The Mysteries of Mithras are thought to have ended in the 5th century ACE, when persecution against Hellenism increased dramatically. Due to the communal isolation of the Mithraic Mysteries, little information survives of it today; but new discoveries coming through archaeology uncover more and more of the Mysteries’ secrets. The last proven Mithraic site dates back to 408 ACE.
The Mithraic Mysteries ultimately has origins from Iran and India, as well as general areas in the Middle East, where the worship of the God first derived from as Mithra (Also spelt Mihr and Mitra). In a cuneiform tablet dating back to the 15th century BCE containingontains a treaty between the Hittites and the Mitanni, Mithra is invoked as the God of oath. He also has Zoroastrian origins, where Franz Cumont writes how the Avesta describes that Mithra is “is the genius of the celestial light. He appears prior to sunrise on the rocky summits of the mountains; during the day he traverses the wide firmament in his chariot drawn by four white horses, and when night falls he still illumines with flickering glow the surface of the earth, ‘ever waking, ever watchful.’ He is neither sun, nor moon, nor stars, but with ‘his hundred ears and his hundred eyes’ watches constantly the world. Mithra hears all, sees all, knows all: none can deceive him. By a natural transition he became for ethics the god of truth and integrity, the one that was invoked in solemn oaths, that pledged the fulfillment of contracts, that punished perjurers.”

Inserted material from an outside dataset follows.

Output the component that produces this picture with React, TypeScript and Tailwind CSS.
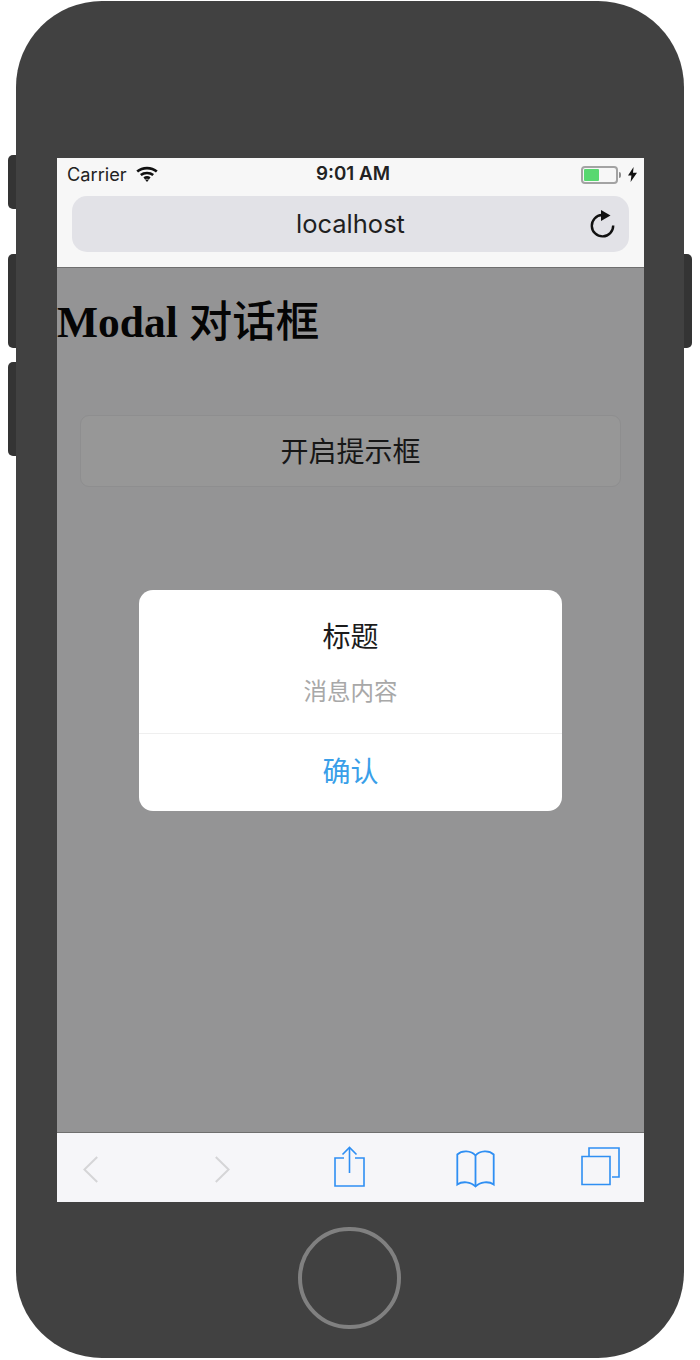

The Mithraic Mysteries formally begun in the 1st Century ACE, however it’s said that Mithras was already being worshiped thanks to Indo-Greeks writing back to their homeland about Him during the Hellenistic period. It’s likely that Greeks aided in establishing the Mysteries due to Greek exposure to Iranian beliefs and the elements of Platonism in the Mysteries. There are far less Mithraea in the Roman East, indicating that the Mysteries organized in the holy city of Rome itself and spread among the western provinces. Despite the influence of Persian beliefs, there is no direct continuation between the Zoroastrian worship of Mithra and the Hellenic worship of the God, rather influences are at best indirect.